What is the Educator Professional Development Training?
This series, led by Momentum Education will prepare educators to implement the CCCADI On Protest & Mourning Education Guide. This series is composed of seven sessions, each approximately 45 minutes to one-hour long.
Session 1: Pre-assessment and pre-work
Session 2: Race/Racism
Session 3: Implicit Bias/Microaggressions
Session 4: Equality and Equity
Session 5: Dealing with Big Emotions
Session 6: Self-Care
Session 7: Pre-recorded Program Overview
About the Education Guide’s Curriculum: In response to the mass uprisings and national mourning of Black lives lost at the hands of the police in the Spring of 2020, the Caribbean Cultural Center African Diaspora Institute launched a virtual exhibition entitled On Protest and Mourning.
As part of the exhibition’s goal of bringing to light society’s need to dismantle systemic racism and injustices, the On Protest & Mourning Education Guide was created. This guide serves as a resource for educators as they plan their virtual class visit to the exhibition. It offers an exhibition overview, lesson plans, and exhibit-viewing activities to assist educators and their students in exploring the exhibition’s key concepts.
The On Protest and Mourning Education Guide will prepare educators on how to talk to students about race and anti-Black violence. It will include pre-visit lesson plans intended to prepare students and educators to view the exhibit through the facilitation of safe and authentic conversations about race, racism and anti-Black violence. Educators will explore with their students the definitions and impact of race and racism, the history of anti-Black violence, the origins of police brutality, youth protest movements, the definitions of grief and mourning and the intersection of protest and mourning.

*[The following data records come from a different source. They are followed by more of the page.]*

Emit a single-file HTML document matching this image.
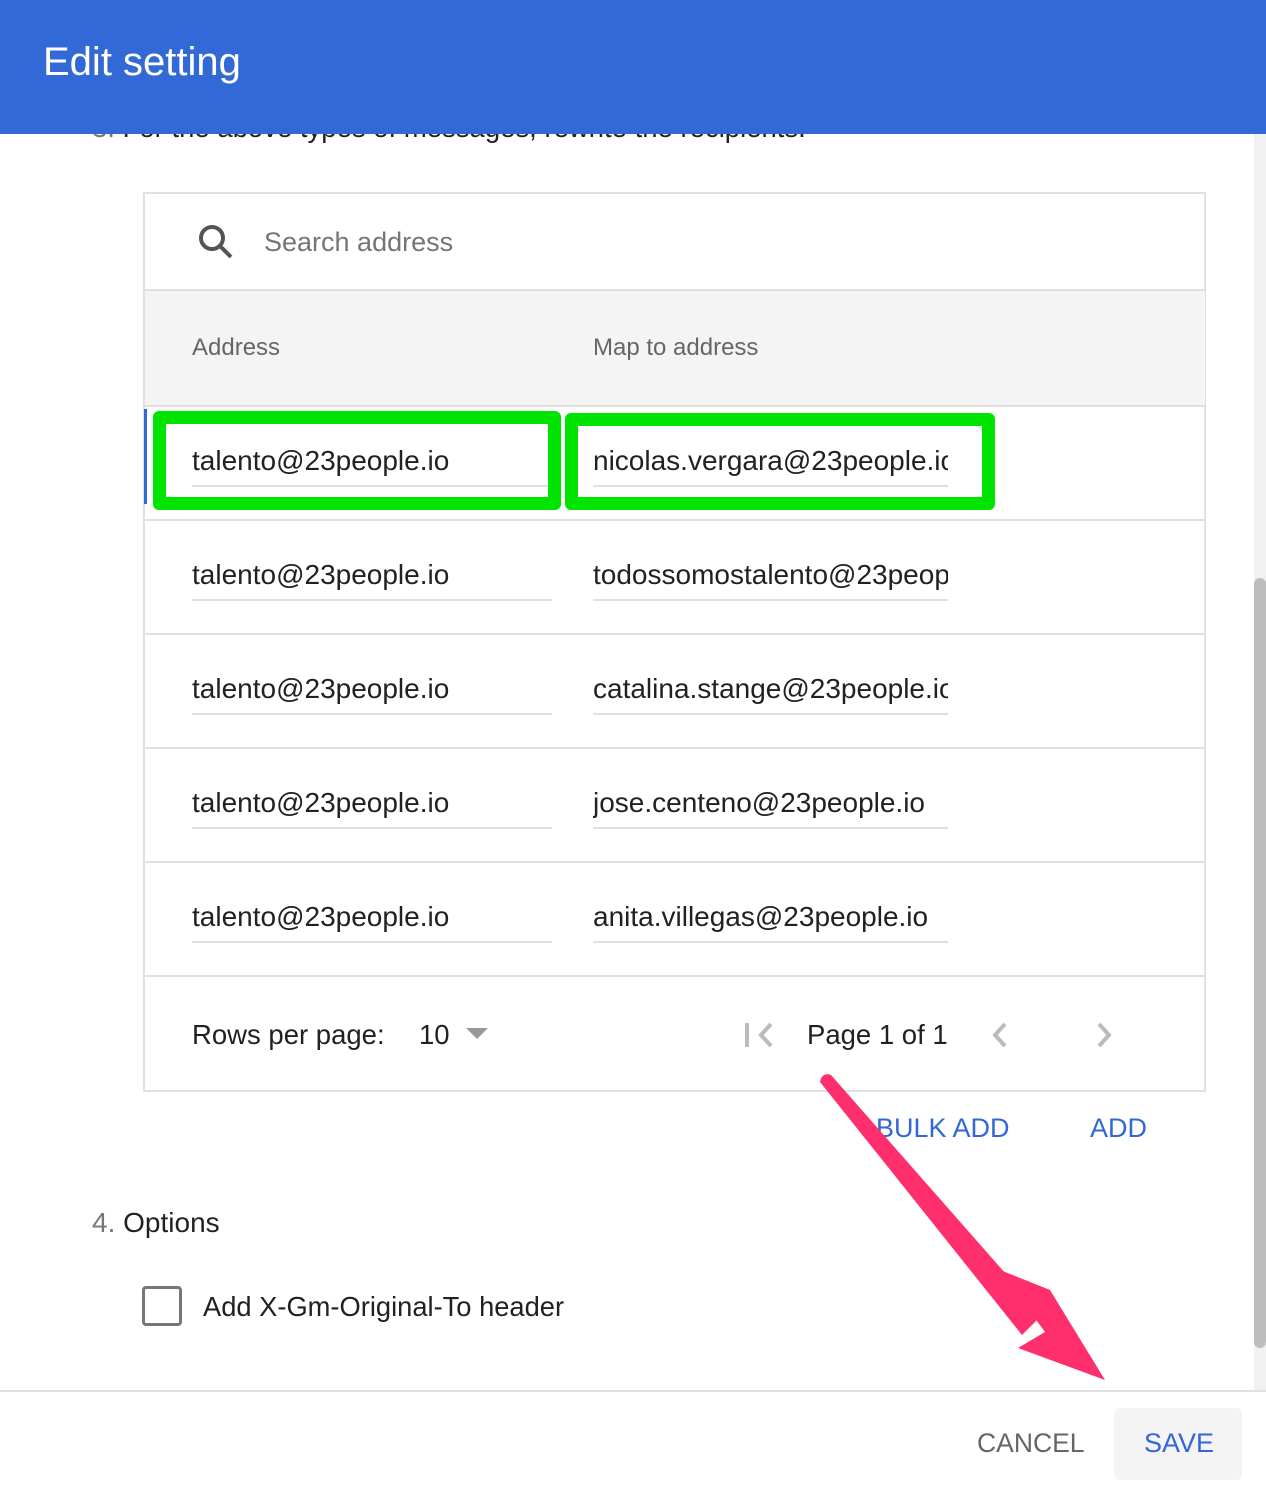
<!DOCTYPE html>
<html><head><meta charset="utf-8"><style>
*{margin:0;padding:0;box-sizing:border-box}
body{width:1266px;height:1486px;background:#fff;position:relative;overflow:hidden;font-family:"Liberation Sans",Arial,sans-serif;color:#202124}
.a{position:absolute;white-space:nowrap}
.hdr{position:absolute;left:0;top:0;width:1266px;height:134px;background:#3369d6;z-index:5}
.t26{font-size:27.5px}
.row{position:absolute;left:143px;width:1062px;height:114px;border-bottom:2px solid #e0e0e0}
.cell{position:absolute;top:36px;font-size:28px;height:44px;border-bottom:2px solid #e0e0e0;overflow:hidden;white-space:nowrap;padding-top:2px}
.c1{left:49px;width:360px}
.c2{left:450px;width:355px}
.grn{position:absolute;border:13px solid #00e400;border-radius:6px;z-index:3}
</style></head><body>
<div class="hdr"><div class="a" style="left:43px;top:40px;font-size:40px;color:#fff">Edit setting</div></div>
<div class="a t26" style="left:92px;top:112px;color:#202124"><span style="color:#777">3.</span> For the above types of messages, rewrite the recipients.</div>

<div style="position:absolute;left:143px;top:192px;width:1063px;height:900px;border:2px solid #e0e0e0"></div>
<svg class="a" style="left:190px;top:220px" width="50" height="45"><circle cx="22" cy="18" r="11" fill="none" stroke="#555" stroke-width="4"/><line x1="30" y1="26" x2="41" y2="37" stroke="#555" stroke-width="4"/></svg>
<div class="a" style="left:264px;top:227px;color:#757575;font-size:27px">Search address</div>
<div style="position:absolute;left:145px;top:289px;width:1060px;height:118px;background:#f4f4f4;border-top:2px solid #e0e0e0;border-bottom:2px solid #e0e0e0"></div>
<div class="a" style="left:192px;top:334px;font-size:24px;color:#666">Address</div>
<div class="a" style="left:593px;top:334px;font-size:24px;color:#666">Map to address</div>

<div class="row" style="top:407px"><div class="cell c1">talento@23people.io</div><div class="cell c2">nicolas.vergara@23people.io</div></div>
<div style="position:absolute;left:144px;top:409px;width:3px;height:95px;background:#3369d6"></div>
<div class="row" style="top:521px"><div class="cell c1">talento@23people.io</div><div class="cell c2">todossomostalento@23people.io</div></div>
<div class="row" style="top:635px"><div class="cell c1">talento@23people.io</div><div class="cell c2">catalina.stange@23people.io</div></div>
<div class="row" style="top:749px"><div class="cell c1">talento@23people.io</div><div class="cell c2">jose.centeno@23people.io</div></div>
<div class="row" style="top:863px"><div class="cell c1">talento@23people.io</div><div class="cell c2">anita.villegas@23people.io</div></div>

<div class="grn" style="left:153px;top:411px;width:408px;height:99px"></div>
<div class="grn" style="left:565px;top:413px;width:430px;height:97px"></div>

<div class="a t26" style="left:192px;top:1019px">Rows per page:</div>
<div class="a t26" style="left:419px;top:1019px">10</div>
<svg class="a" style="left:464px;top:1026px" width="26" height="14"><path d="M2 2h22l-11 11z" fill="#999"/></svg>
<svg class="a" style="left:742px;top:1020px" width="34" height="30"><rect x="3" y="3" width="4" height="24" fill="#bbb"/><path d="M29 4L19 15l10 11" fill="none" stroke="#bbb" stroke-width="4"/></svg>
<div class="a t26" style="left:807px;top:1019px">Page 1 of 1</div>
<svg class="a" style="left:986px;top:1020px" width="26" height="30"><path d="M19 4L9 15l10 11" fill="none" stroke="#bbb" stroke-width="4"/></svg>
<svg class="a" style="left:1092px;top:1020px" width="26" height="30"><path d="M7 4l10 11-10 11" fill="none" stroke="#bbb" stroke-width="4"/></svg>

<div class="a" style="left:876px;top:1113px;font-size:27px;color:#3367d6">BULK ADD</div>
<div class="a" style="left:1090px;top:1113px;font-size:27px;color:#3367d6">ADD</div>

<div class="a" style="left:92px;top:1207px;font-size:28px"><span style="color:#777">4.</span> Options</div>
<div style="position:absolute;left:142px;top:1286px;width:40px;height:40px;border:3px solid #777;border-radius:4px"></div>
<div class="a" style="left:203px;top:1291px;font-size:27.3px">Add X-Gm-Original-To header</div>

<div style="position:absolute;left:1254px;top:134px;width:12px;height:1256px;background:#f1f1f1"></div>
<div style="position:absolute;left:1254px;top:578px;width:12px;height:770px;background:#bdbdbd;border-radius:6px"></div>

<div style="position:absolute;left:0;top:1390px;width:1266px;height:2px;background:#e0e0e0"></div>
<div class="a" style="left:977px;top:1428px;font-size:26.5px;color:#666">CANCEL</div>
<div style="position:absolute;left:1114px;top:1408px;width:128px;height:72px;background:#f4f4f4;border-radius:6px"></div>
<div class="a" style="left:1144px;top:1428px;font-size:27px;color:#3367d6">SAVE</div>

<svg class="a" style="left:0;top:0;z-index:6" width="1266" height="1486">
<path d="M820 1082 Q822 1072 831 1075 L1042 1315 L1022 1335 Z" fill="#ff2f6d"/>
<path d="M1050 1290 L1105 1380 L1018 1348 L1045 1332 L1000 1270 Z" fill="#ff2f6d"/>
<path d="M1050 1290 L1040 1325 L1005 1275 Z" fill="#ff2f6d"/>
</svg>
</body></html>
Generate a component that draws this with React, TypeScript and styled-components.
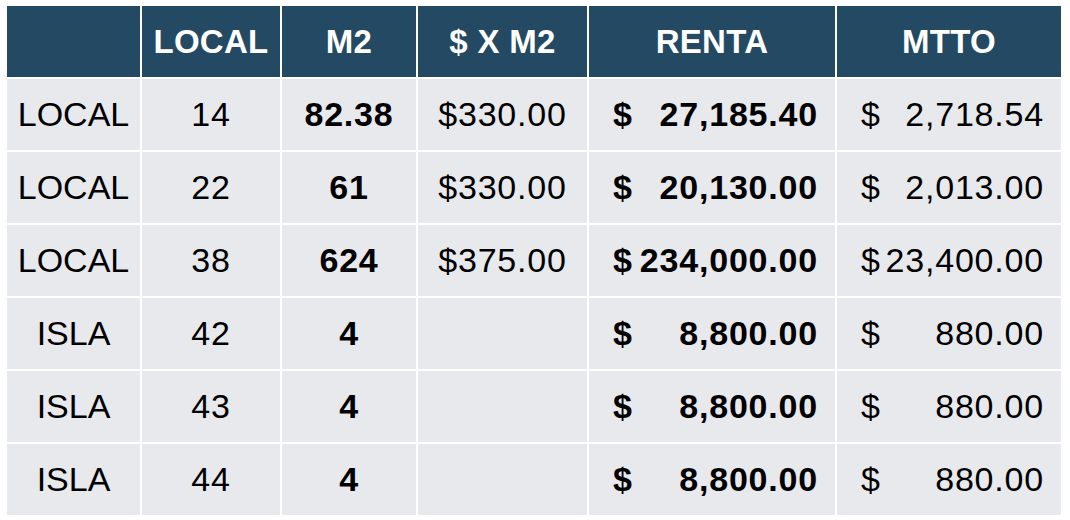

The guide will offer educators an outline for collective exploration of the exhibition that will connect to present-day examples of anti-Black violence in the United States. Students will be asked to reflect on the impact of the art and its representation of protest and mourning in the Black community. As a conclusion to the curriculum, the On Protest and Mourning Education Guide offers additional resources for both educators and students to support continued conversations about systemic racism and anti-Black violence.
Student Opportunity: Upon completion of the On Protest & Mourning Education Guide curriculum, students in grades 9-12 will have the opportunity to apply for CCCADI’s four-week Cultural Producer Summer Camp.
The Cultural Producer Summer Camp will allow student participants to work closely with social justice professionals to create their own project grounded in what they learned during the On Protest & Mourning exhibition.
At the end of the Cultural Producer Summer Camp there will be a public presentation of the project and each student will receive a $750.00 honorarium.
Information regarding applications and eligibility will be shared with those educators actively participating in the Youth Pathways program in May.